### SHORT TASK
Wherever the string "styles" appears, copy the whole line.

BEGIN SUPPLIED INFORMATION

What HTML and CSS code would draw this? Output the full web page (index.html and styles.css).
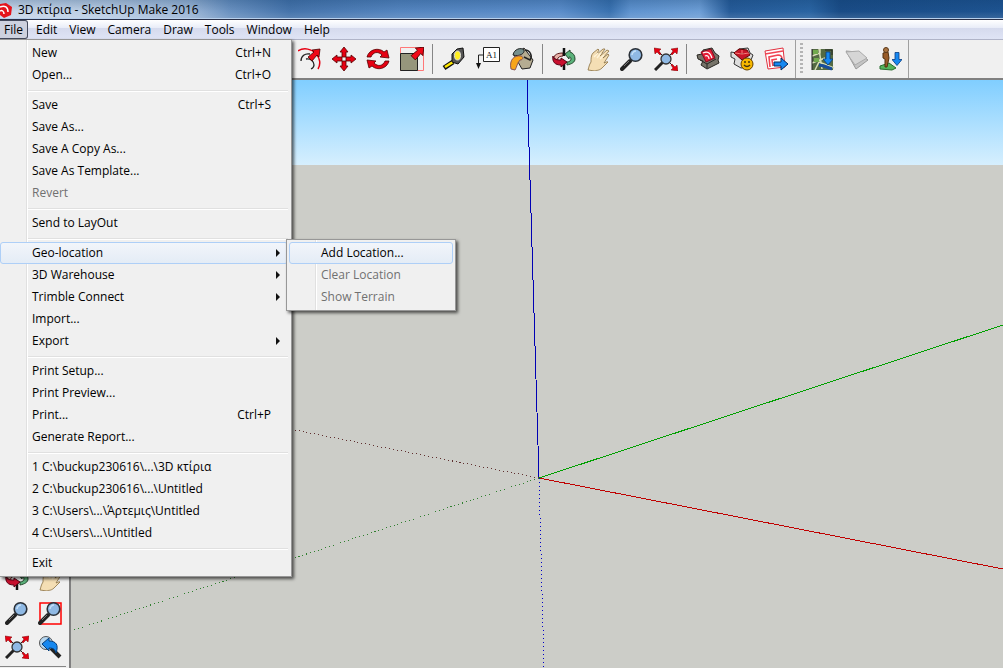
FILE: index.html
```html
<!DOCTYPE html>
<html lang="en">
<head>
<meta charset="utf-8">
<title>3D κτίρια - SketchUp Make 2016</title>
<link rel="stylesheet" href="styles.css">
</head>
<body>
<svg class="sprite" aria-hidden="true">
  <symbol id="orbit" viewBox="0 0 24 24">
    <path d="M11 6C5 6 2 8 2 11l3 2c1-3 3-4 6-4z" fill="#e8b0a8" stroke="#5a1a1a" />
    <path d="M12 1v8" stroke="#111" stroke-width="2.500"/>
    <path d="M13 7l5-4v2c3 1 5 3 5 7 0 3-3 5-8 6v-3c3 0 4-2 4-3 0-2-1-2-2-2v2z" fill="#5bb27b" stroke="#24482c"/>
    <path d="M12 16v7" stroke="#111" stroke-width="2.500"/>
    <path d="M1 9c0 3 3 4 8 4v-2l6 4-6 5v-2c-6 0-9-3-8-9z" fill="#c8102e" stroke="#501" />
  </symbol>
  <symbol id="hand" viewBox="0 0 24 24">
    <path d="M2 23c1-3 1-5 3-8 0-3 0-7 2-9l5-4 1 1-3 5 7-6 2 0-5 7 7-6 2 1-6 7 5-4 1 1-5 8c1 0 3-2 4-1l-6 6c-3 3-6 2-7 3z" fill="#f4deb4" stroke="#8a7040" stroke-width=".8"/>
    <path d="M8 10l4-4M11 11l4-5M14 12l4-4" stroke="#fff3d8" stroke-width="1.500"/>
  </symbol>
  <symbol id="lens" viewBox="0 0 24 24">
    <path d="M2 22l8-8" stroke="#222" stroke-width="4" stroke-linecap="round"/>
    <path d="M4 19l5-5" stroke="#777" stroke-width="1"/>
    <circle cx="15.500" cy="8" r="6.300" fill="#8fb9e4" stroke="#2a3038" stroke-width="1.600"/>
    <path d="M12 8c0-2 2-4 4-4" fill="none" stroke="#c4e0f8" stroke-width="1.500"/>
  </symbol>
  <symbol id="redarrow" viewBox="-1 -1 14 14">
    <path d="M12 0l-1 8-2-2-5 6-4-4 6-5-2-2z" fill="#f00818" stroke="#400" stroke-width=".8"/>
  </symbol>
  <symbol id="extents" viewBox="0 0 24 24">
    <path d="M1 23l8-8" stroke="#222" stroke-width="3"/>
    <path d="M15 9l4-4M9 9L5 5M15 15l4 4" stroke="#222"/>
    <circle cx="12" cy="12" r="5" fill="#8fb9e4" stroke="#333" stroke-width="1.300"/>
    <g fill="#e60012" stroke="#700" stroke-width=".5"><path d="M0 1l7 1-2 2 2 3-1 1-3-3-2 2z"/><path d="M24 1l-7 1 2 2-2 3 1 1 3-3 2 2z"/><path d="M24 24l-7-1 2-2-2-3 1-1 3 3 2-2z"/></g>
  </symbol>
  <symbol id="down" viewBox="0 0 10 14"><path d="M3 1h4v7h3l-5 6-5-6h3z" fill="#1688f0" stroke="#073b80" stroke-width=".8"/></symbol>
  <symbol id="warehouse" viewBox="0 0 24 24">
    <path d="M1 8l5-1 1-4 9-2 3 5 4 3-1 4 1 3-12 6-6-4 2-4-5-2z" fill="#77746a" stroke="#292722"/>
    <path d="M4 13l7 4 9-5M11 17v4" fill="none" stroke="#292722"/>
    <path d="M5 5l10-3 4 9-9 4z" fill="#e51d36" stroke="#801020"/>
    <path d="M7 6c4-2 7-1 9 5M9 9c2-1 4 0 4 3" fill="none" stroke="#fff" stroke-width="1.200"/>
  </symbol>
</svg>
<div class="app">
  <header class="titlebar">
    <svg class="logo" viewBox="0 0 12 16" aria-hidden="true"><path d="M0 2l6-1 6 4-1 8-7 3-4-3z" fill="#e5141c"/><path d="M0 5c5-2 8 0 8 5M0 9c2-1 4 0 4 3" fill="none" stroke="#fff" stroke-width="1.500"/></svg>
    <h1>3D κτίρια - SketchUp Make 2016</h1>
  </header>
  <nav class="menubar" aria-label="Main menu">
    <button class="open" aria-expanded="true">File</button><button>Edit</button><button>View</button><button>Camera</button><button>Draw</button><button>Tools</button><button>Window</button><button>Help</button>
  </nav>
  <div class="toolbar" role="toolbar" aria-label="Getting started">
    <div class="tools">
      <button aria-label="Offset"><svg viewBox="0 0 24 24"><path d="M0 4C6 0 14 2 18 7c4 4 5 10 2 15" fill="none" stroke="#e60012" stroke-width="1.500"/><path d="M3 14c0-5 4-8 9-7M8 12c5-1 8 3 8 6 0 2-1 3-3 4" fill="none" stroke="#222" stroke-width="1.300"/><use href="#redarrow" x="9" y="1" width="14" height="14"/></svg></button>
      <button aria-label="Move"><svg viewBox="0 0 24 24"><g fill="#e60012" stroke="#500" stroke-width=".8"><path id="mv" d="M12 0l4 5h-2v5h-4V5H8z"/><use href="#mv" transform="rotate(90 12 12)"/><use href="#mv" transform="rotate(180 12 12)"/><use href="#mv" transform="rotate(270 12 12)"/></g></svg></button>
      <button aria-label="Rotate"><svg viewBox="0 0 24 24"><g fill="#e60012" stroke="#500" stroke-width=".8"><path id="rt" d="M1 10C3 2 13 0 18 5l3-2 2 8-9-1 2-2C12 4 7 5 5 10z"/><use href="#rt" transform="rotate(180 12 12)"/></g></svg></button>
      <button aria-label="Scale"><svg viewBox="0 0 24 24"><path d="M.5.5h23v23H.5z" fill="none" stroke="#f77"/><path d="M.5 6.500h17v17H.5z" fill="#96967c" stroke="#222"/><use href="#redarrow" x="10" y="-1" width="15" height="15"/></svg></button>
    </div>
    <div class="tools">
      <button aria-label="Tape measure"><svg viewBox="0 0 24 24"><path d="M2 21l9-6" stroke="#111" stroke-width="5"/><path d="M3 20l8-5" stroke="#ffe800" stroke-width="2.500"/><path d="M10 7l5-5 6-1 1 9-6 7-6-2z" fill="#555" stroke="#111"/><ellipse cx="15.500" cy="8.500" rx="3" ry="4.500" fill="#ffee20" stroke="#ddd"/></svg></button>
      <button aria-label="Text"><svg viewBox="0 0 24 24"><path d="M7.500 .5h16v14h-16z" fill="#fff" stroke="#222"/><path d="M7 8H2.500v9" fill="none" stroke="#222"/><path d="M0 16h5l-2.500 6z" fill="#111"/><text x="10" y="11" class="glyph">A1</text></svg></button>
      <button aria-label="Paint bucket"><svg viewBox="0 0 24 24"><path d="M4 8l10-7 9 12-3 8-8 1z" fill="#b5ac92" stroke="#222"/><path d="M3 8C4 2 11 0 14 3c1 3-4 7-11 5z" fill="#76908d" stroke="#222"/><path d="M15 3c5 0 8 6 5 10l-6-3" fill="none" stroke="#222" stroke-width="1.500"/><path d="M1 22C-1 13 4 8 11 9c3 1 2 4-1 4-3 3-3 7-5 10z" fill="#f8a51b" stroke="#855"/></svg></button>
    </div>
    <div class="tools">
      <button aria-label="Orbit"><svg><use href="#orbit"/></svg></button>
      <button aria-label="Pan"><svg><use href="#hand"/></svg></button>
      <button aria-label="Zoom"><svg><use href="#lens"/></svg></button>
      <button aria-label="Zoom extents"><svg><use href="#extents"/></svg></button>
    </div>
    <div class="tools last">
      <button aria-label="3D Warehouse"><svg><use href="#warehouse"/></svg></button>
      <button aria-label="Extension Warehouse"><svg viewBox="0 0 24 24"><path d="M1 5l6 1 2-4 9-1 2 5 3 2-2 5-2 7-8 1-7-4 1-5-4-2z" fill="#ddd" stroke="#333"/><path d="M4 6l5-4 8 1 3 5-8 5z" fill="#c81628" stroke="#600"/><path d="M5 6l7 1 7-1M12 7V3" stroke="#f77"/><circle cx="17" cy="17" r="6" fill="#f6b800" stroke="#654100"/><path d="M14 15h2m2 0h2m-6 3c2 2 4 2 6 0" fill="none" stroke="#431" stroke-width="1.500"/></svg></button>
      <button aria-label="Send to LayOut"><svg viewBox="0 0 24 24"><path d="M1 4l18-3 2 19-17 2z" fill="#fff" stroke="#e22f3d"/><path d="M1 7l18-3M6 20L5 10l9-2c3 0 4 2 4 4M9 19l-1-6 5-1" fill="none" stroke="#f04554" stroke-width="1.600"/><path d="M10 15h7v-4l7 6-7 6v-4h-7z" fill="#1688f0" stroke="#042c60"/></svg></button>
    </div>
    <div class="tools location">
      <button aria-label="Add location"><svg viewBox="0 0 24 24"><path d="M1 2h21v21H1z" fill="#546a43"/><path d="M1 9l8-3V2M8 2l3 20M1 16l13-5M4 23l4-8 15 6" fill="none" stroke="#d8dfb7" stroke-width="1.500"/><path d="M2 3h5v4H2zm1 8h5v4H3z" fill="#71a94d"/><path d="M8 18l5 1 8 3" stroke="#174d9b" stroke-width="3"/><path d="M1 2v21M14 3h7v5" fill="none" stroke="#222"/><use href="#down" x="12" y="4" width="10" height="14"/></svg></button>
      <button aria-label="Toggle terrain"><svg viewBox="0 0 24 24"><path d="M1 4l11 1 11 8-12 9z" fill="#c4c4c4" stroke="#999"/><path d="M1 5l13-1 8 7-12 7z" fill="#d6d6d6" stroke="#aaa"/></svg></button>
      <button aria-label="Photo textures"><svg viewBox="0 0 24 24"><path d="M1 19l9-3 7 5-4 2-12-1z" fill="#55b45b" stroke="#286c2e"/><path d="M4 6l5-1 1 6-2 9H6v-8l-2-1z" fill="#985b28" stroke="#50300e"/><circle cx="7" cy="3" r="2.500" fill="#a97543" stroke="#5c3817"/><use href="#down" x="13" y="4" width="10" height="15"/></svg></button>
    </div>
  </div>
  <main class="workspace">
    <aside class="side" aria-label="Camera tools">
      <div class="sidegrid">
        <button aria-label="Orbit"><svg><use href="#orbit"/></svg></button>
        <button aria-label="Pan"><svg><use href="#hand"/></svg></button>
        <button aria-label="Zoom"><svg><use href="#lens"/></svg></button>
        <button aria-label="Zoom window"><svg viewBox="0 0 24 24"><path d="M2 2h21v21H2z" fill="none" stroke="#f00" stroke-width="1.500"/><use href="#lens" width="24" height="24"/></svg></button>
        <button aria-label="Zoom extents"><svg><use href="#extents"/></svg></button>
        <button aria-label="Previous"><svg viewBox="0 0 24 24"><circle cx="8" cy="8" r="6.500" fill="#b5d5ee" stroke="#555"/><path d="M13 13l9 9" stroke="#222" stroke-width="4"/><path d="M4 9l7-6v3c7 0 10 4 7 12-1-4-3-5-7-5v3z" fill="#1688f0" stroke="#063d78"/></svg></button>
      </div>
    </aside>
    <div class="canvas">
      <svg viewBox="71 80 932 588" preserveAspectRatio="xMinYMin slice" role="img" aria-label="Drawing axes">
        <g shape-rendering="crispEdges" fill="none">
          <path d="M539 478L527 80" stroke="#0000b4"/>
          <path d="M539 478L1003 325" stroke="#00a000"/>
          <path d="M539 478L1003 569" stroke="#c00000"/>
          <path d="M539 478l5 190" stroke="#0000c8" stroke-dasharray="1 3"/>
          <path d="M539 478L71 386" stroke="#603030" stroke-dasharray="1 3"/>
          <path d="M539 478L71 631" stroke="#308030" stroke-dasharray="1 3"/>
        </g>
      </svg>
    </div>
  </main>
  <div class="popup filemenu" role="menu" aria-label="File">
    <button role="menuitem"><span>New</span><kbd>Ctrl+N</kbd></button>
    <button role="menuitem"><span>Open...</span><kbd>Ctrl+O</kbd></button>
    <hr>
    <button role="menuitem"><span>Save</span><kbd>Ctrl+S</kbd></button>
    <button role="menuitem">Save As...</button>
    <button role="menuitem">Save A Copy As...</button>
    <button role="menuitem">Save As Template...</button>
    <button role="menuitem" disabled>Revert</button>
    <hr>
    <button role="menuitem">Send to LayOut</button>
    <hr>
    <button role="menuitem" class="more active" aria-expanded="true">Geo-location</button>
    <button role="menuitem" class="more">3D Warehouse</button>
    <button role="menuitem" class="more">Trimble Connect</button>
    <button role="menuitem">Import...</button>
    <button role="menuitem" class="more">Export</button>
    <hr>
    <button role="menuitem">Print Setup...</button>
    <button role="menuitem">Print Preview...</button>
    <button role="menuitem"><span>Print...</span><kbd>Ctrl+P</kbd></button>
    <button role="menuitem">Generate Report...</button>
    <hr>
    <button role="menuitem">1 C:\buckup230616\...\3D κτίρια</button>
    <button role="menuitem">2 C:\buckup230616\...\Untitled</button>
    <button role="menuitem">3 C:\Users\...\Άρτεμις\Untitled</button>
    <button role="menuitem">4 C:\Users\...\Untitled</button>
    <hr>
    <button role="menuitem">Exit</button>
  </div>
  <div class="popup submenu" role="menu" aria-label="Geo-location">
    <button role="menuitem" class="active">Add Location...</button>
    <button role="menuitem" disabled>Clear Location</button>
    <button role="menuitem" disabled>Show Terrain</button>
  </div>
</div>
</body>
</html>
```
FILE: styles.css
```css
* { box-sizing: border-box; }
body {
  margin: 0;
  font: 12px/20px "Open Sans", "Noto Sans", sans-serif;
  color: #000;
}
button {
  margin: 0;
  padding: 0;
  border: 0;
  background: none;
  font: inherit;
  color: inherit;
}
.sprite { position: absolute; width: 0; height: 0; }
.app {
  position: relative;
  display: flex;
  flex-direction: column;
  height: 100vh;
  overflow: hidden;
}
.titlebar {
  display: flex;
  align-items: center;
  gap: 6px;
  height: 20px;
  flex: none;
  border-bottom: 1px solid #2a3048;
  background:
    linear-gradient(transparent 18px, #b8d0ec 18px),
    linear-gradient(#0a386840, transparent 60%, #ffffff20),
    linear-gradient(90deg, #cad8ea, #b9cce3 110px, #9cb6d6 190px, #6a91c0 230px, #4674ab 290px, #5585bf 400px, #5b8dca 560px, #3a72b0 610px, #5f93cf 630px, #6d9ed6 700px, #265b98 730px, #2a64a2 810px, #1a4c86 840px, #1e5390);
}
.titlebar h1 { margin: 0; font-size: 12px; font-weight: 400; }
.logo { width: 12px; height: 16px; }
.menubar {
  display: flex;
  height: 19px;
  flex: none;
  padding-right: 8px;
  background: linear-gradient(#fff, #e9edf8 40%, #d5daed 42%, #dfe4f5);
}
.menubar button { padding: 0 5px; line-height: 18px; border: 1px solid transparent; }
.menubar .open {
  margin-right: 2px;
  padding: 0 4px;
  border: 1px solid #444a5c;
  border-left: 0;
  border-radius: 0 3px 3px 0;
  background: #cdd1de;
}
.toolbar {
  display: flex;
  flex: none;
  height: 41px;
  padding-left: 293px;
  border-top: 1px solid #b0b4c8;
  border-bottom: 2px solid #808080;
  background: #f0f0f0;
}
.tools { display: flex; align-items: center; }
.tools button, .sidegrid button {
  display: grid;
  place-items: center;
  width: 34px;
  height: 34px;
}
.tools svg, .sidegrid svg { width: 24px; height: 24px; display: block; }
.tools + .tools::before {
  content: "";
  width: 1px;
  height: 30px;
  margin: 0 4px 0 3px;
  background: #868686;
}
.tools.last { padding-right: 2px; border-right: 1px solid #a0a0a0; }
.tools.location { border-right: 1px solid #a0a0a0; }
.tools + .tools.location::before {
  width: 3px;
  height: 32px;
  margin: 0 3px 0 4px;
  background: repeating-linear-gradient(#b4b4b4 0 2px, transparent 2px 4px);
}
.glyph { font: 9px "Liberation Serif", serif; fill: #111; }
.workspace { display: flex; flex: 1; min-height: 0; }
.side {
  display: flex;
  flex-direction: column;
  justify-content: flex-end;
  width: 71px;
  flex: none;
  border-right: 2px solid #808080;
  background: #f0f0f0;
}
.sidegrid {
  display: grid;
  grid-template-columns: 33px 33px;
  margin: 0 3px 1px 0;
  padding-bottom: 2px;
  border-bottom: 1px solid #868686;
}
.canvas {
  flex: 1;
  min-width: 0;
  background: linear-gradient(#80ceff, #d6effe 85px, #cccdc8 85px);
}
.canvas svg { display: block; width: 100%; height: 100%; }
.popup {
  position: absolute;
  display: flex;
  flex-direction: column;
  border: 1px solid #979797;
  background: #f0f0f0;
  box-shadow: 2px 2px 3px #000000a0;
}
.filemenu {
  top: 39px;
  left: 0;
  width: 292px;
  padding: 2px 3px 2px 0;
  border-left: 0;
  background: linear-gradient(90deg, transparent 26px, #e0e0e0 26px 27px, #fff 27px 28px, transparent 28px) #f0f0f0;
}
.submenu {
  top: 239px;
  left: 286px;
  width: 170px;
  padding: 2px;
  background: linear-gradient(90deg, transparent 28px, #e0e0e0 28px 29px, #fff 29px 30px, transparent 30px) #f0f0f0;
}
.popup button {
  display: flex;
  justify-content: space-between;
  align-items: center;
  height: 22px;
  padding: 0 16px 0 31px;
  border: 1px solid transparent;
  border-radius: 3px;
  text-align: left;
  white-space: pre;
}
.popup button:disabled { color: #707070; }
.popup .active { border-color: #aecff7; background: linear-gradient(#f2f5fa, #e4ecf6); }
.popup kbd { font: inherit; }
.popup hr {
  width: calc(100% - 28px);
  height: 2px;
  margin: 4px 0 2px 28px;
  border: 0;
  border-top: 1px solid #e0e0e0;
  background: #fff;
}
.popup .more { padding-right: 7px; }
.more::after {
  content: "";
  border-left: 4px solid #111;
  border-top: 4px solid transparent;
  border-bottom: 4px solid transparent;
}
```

END SUPPLIED INFORMATION

### WRITTEN RESPONSE
What HTML and CSS code would draw this? Output the full web page (index.html and styles.css).
<link rel="stylesheet" href="styles.css">
FILE: styles.css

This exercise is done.